Quote from: learningtolive on September 26, 2013, 05:46:23 PM
Well, apparently I'm as good as I thought at putting two and two together as I thought.  Since this has been confirmed and has continued, I want to make a final statement because it has gotten a bit personal.

It's doesn't take a lot of GALL to write out an honest assessment of one's depression and hardships with the caveat that they don't want others to use it for justification to harm themselves.  Nor does saying things can possibly get better warrant physical threats of violence against me.  There are plenty of disclaimers on this post, put up just for you, so it's clear what I intended to say.  I apologized if you took offense to anything, for whatever reason, and then tried to talk things out with you.   I let it go along time ago and you came back as soon as I posted again on this thread.
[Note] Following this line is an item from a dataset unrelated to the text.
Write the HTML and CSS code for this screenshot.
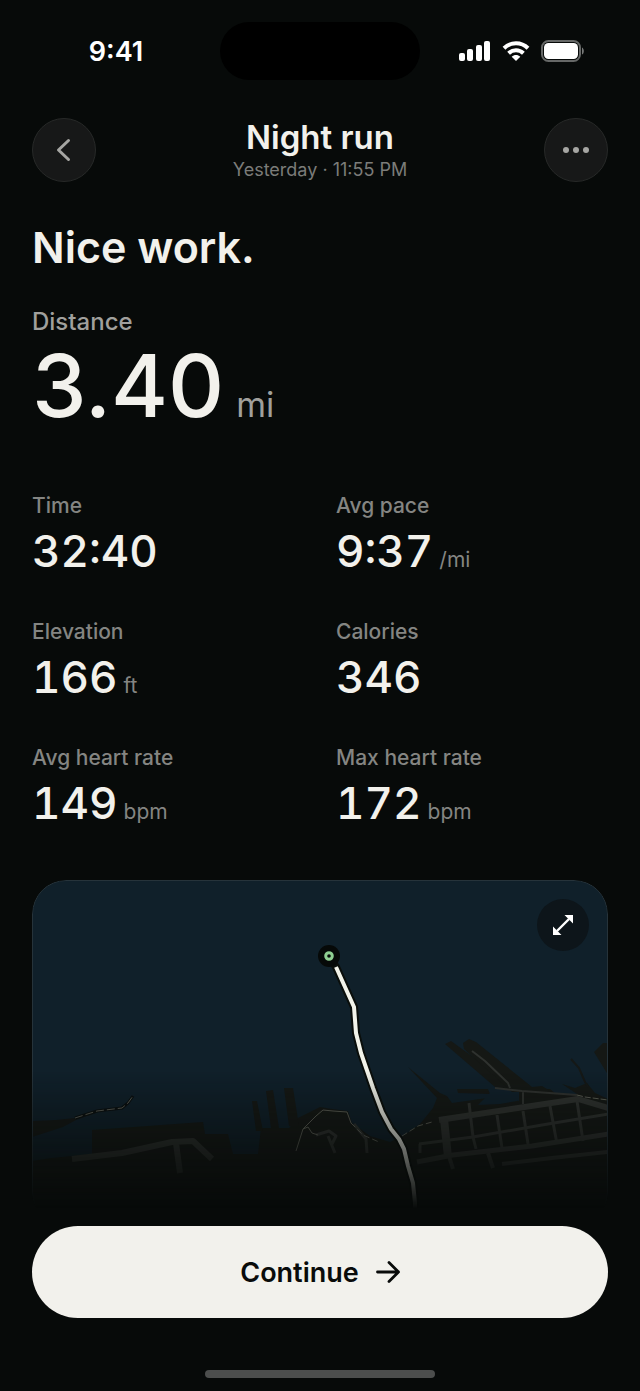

Not about you or your life.  About mine.  I talked about me and suggested it can happen for others.  So, does that really warrant an attack on me or the site?  Do you really have to use me as a venting outlet for your personal issues when you are the one seeking me out?  If you wanted your nasty quotes taken down, I would have done so, but I was never told.  They are down now and you can continue shouting at me from afar about your problems even though I personally did nothing to harm you or anyone else.  Seriously, I hope you find what you are looking for in your life, but I want nothing to do with your anger and aggression.  To be honest, you really scare me and I almost left the site partly because of your threat to slap me and your overt hostility over pretty much nothing.  Please leave me alone and stop the nonsense.  I didn't deserve it then and I don't deserve it now.

P.S.  Please don't ask me what this is about or respond.  If you don't know, then consider yourself lucky.